From November to early June, Herschel Island is locked in ice. Located north of the Arctic Circle, Herschel Island enjoys the midnight sun every year between 19 May and 24 July. Polar night, when the sun does not appear above the horizon, lasts from 29 November to 14 January, but significant twilight is experienced for a few hours in the late morning and early afternoon during the latter period.

== Fish and marine mammals ==
The waters around Herschel Island are a haven for fish and marine mammals. The Mackenzie River flows into the Beaufort Sea southeast of the island. Its warm, nutrient-rich waters drift westward along the mainland shore as far as Herschel.
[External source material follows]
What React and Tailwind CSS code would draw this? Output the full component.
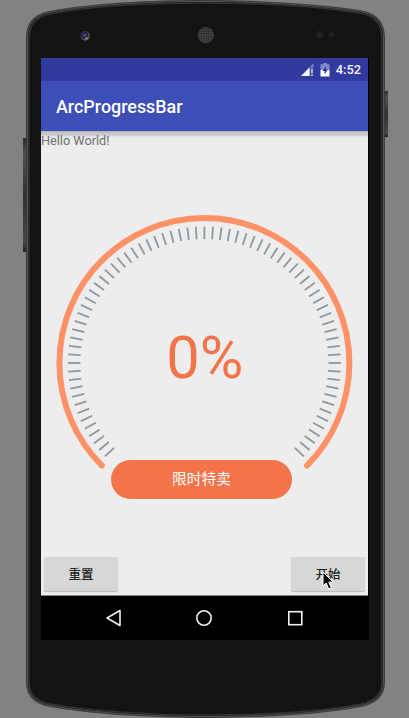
import React from "react";

const TICKS = Array.from({ length: 75 }, (_, i) => (i - 37) * 3.6);

function PhoneBody() {
  return (
    <svg className="absolute inset-0" width="409" height="718" viewBox="0 0 409 718">
      <defs>
        <pattern id="mesh" width="2.500" height="2.500" patternUnits="userSpaceOnUse">
          <rect width="2.500" height="2.500" fill="#474747" />
          <circle cx="1.250" cy="1.250" r="0.900" fill="#1b1b1b" />
        </pattern>
        <linearGradient id="key" x1="0" y1="0" x2="0" y2="1">
          <stop offset="0" stopColor="#2c2c2c" />
          <stop offset="0.15" stopColor="#505050" />
          <stop offset="0.5" stopColor="#303030" />
          <stop offset="0.92" stopColor="#484848" />
          <stop offset="1" stopColor="#1c1c1c" />
        </linearGradient>
      </defs>
      <rect x="23" y="138" width="4" height="114" fill="url(#key)" />
      <rect x="384" y="91" width="4" height="46" fill="url(#key)" />
      <path
        d="M26 38C26 22 34 14 50 11C90 3 150 0 204.500 0C260 0 320 4 360 10C377 13 385 22 385 38V682C385 696 376 704 361 707C320 715 260 718 204.500 718C150 718 90 714 50 707C34 704 26 696 26 682Z"
        fill="#3b3b3b"
      />
      <path
        d="M27.500 38C27.500 23 35 15.500 50 12.500C90 4.500 150 1.500 204.500 1.500C260 1.500 320 5.500 360 11.500C376 14.500 383.500 23 383.500 38V682C383.500 695 375 702.500 361 705.500C320 713.500 260 716.500 204.500 716.500C150 716.500 90 712.500 50 705.500C35 702.500 27.500 695 27.500 682Z"
        fill="#141414"
        stroke="#505050"
        strokeWidth="1"
      />
      <path
        d="M29 38C29 24 36 17 50 14C90 6 150 3 204.500 3C260 3 320 7 360 13C375 16 382 24 382 38V682C382 694 374 701 361 704C320 712 260 715 204.500 715C150 715 90 711 50 704C36 701 29 694 29 682Z"
        fill="#131313"
        stroke="#333"
        strokeWidth="1.500"
      />
      <circle cx="85.300" cy="36" r="4.700" fill="#555" />
      <circle cx="84.800" cy="35.300" r="3.700" fill="#24243a" />
      <circle cx="84.800" cy="35" r="1.600" fill="#4548a8" />
      <circle cx="86.500" cy="38.300" r="1.200" fill="#8c8c8c" />
      <circle cx="205.800" cy="35.200" r="8.200" fill="url(#mesh)" />
      <circle cx="319.700" cy="34.500" r="3.700" fill="#202020" />
      <circle cx="331.500" cy="34.500" r="2.500" fill="#202020" />
    </svg>
  );
}

function StatusBar() {
  return (
    <div className="flex h-[23px] w-[327px] items-center justify-end bg-[#303a9f] pt-px pr-[7px] text-[12.8px] font-medium text-[#f4f5fc]">
      <svg className="mr-[6px]" width="14" height="14" viewBox="0 0 14 14">
        <path d="M13.500 0V4.500H9.500Z" fill="#7d84c4" />
        <path d="M1 13L9.700 4.300V13Z" fill="#fff" />
        <path d="M11 5.500h1.900v4.700H11zM11 11.200h1.900V13H11z" fill="#b9bde2" />
      </svg>
      <svg className="mr-[6px]" width="10" height="14" viewBox="0 0 10 14">
        <path d="M3 0H7V1.300H9.500V7H.5V1.300H3Z" fill="#8389c5" />
        <path d="M.5 7H9.500V13.500H.5Z" fill="#fff" />
        <path d="M6 3L2.500 8H4.500V11.300L8 6.500H6Z" fill="#303a9f" />
      </svg>
      <span className="pt-px leading-none">4:52</span>
    </div>
  );
}

function Gauge() {
  return (
    <svg className="ml-[13px] block" width="300" height="260" viewBox="-150.400 -150 300 260">
      <path
        d="M-102.530 102.530A145 145 0 1 1 102.530 102.530"
        fill="none"
        stroke="#ff9167"
        strokeWidth="6"
        strokeLinecap="round"
      />
      {TICKS.map((a) => (
        <line
          key={a}
          x1="0"
          x2="0"
          y1="-136.500"
          y2="-124"
          transform={`rotate(${a})`}
          stroke="#8d979e"
          strokeWidth="1.800"
        />
      ))}
      <text
        x="0.300"
        y="14.600"
        textAnchor="middle"
        fill="#f4744a"
        fontSize="59.500"
        fontFamily="Roboto, sans-serif"
      >
        0%
      </text>
    </svg>
  );
}

function Button({ children }) {
  return (
    <button className="flex h-[34px] w-[74px] items-center justify-center rounded-[2px] bg-[#d6d8d7] pt-[2px] text-[12.5px] font-medium text-[#222] shadow-[0_1px_1px_#b8b8b8]">
      {children}
    </button>
  );
}

function NavBar() {
  return (
    <div className="flex h-[44px] w-[328px] items-center justify-between bg-black pr-[65px] pb-[1px] pl-[63px]">
      <svg width="18" height="18" viewBox="0 0 18 18" fill="none" stroke="#f2f2f2" strokeWidth="1.600">
        <path d="M16 1.500V16.500L3 9Z" strokeLinejoin="round" />
      </svg>
      <svg width="18" height="18" viewBox="0 0 18 18" fill="none" stroke="#f2f2f2" strokeWidth="1.600">
        <circle cx="9" cy="9" r="7.200" />
      </svg>
      <svg width="18" height="18" viewBox="0 0 18 18" fill="none" stroke="#f2f2f2" strokeWidth="1.600">
        <rect x="2.800" y="2.700" width="13" height="13" />
      </svg>
    </div>
  );
}

export default function App() {
  return (
    <div className="relative h-[718px] w-[409px] overflow-hidden bg-[#828282] pt-[58px] pl-[41px] font-[Roboto,'Noto_Sans_CJK_SC',sans-serif]">
      <PhoneBody />
      <div className="relative flex h-[582px] w-[328px] flex-col bg-black">
        <StatusBar />
        <header className="flex h-[50px] w-[327px] items-center bg-[#3e4eb8] pt-[2px] pl-[15px] text-[17.9px] font-medium text-white">
          ArcProgressBar
        </header>
        <main className="flex h-[465px] w-[327px] flex-col border-b border-[#888] bg-[#ededed]">
          <div className="h-[82px] bg-[linear-gradient(#9a9dab_0px,#c4c4c6_1px,#cacaca_4px,#dcdcdc_5px,#ededed_7px)] pt-[2px] text-[12.7px] leading-[15px] text-[#6d6d6d]">
            Hello World!
          </div>
          <Gauge />
          <div className="mt-[-13px] ml-[70px] flex h-[39px] w-[181px] items-center justify-center rounded-full bg-[#f4744a] pb-[1px] text-[14.7px] text-white">
            限时特卖
          </div>
          <div className="mt-auto flex justify-between px-[3px] pb-[4px]">
            <Button>重置</Button>
            <Button>开始</Button>
          </div>
        </main>
        <NavBar />
      </div>
      <svg className="absolute top-[571px] left-[322px]" width="12" height="20" viewBox="0 0 12 20">
        <path
          d="M1 1V15L4.200 12L6.700 18L9.300 16.800L6.800 11.200H11.200Z"
          fill="#080808"
          stroke="#fff"
          strokeWidth="1"
        />
      </svg>
    </div>
  );
}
Zooplankton feed on these nutrients, and are in turn eaten by larger fish, seals, and whales. Arctic cod, Arctic char, Pacific herring and Arctic flounder are all found in this area.

Whales travel past Herschel Island on their seasonal migration. Bowhead whales can still be seen from Herschel as they migrate westward to the Bering Sea in September, feeding on krill close to the surface. Beluga whales are also seen from the island during the open water period. Ringed seals are the most common marine mammals in this part of the Arctic, feeding on fish along the edges of the ice during the summer months.

The polar bear is a major predator of ringed seals. In summer they live along the edges of the pack ice near the island. In winter, a few female bears den on the island's northern slopes.

== Land mammals ==
Small herds of Porcupine caribou (or Grant's caribou, Rangifer tarandus grantii) are frequently found on the island in summer. Muskox, and grizzly bears are occasionally seen, crossing to Herschel from the mainland. Lemmings, tundra voles and Arctic shrews are common. Red and Arctic foxes are also known to den on the island. Natal Arctic fox dens are found each year on the island, usually one or two, but occasionally more. Red foxes also reproduce on the island but natal red fox dens are not observed every year.

== Birds ==
At least 94 bird species have been counted on Herschel Island, 40 of which breed there. The island hosts the largest colony of black guillemots in the western Arctic, nesting in the old Anglican mission house. Arctic terns, American golden plovers, and red-necked phalaropes make use of the tundra ponds and shingle beaches. Other birds that breed on the island include the common eider, rough-legged hawk, snow bunting, Lapland longspur, and redpoll.

== Vegetation ==
Herschel Island is situated in the Yukon Coastal Plain ecoregion. The vegetation of this ecoregion is described as Arctic tundra, with continuous ground cover and no trees present.

There are over 200 species of plants on Herschel Island, which occur in a diversity of habitats. Most of the island is composed of level to gently sloping stable uplands, vegetated by cottongrass, ground shrubs, and wildflowers.

From late June to early August, Herschel Island witnesses an explosion of colour. Its humid maritime climate during the growing season fosters a lush growth of tundra flowers, including vetches, louseworts, Arctic lupines, arnicas, and forget-me-nots.

== UNESCO site ==
Qikiqtaruk Territorial Park, together with Ivvavik National Park and Vuntut National Park (both on the Yukon mainland), is a leading contender to become Canada's next World Heritage Site. The region is on Canada's tentative list for a UNESCO nomination in both the cultural and natural categories.

== Climate change threats ==
In 2007 the UNESCO World Heritage Centre published a report called Case Studies on Climate Change and World Heritage. The report states that a decrease in sea ice, and consequent increase in coastal erosion, poses a serious threat to Herschel Island's historic resources. The World Monuments Fund has placed Herschel Island on its 100 Most Endangered Sites, 2008 watch list, citing "rising sea levels, eroding coastline and melting permafrost" as imminent threats. Coastal erosion is up to 3 m per year in parts of the island's coastline. There are several active slumps or retrogressive thaw slumps of considerable size along the south-eastern shore of the island and they have increased in abundance and size over the last fifty years. In summer 2024 alone, over 700 coastal landslides slumped parts of the island into the ocean.